Ritchey et al. (2021) asked adults to swipe a tablet in one direction for coins. They gave some adults 5 minutes of coins, others 20 minutes, and others 40 minutes.

Next, they taught a new swipe direction that also paid coins. Finally, they stopped the coins. They counted how often the first swipe came back.

02

What they found

The 40-minute group showed the biggest comeback. Their old swipe returned three times more than the 5-minute group.

More training time equals stronger resurgence when the new reward ends.

03

How this fits with other research

Greer et al. (2024) saw the same pattern with children who hit or bit. Kids with longer FCT training had bigger flare-ups when rewards slowed.

Fisher et al. (2019) found higher baseline reward rates also raised resurgence. Together, the three studies say the same thing: richer history, bigger bounce.

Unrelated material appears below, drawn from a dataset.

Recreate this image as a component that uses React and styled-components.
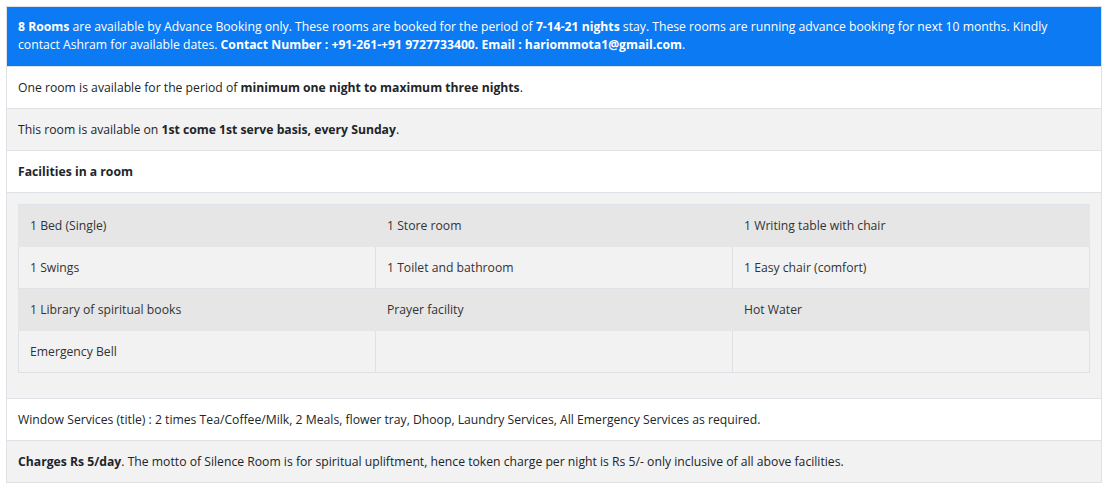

Kestner et al. (2018) warns that resurgence shrinks if you test it twice. So run your first extinction probe long enough; you may not get the same peak later.

04

Why it matters

When you thin or remove reinforcement, plan for a stronger return if the client has had months of rich rewards. Add extra probe sessions and keep safety measures in place longer. Start thinning in small steps to keep resurgence low.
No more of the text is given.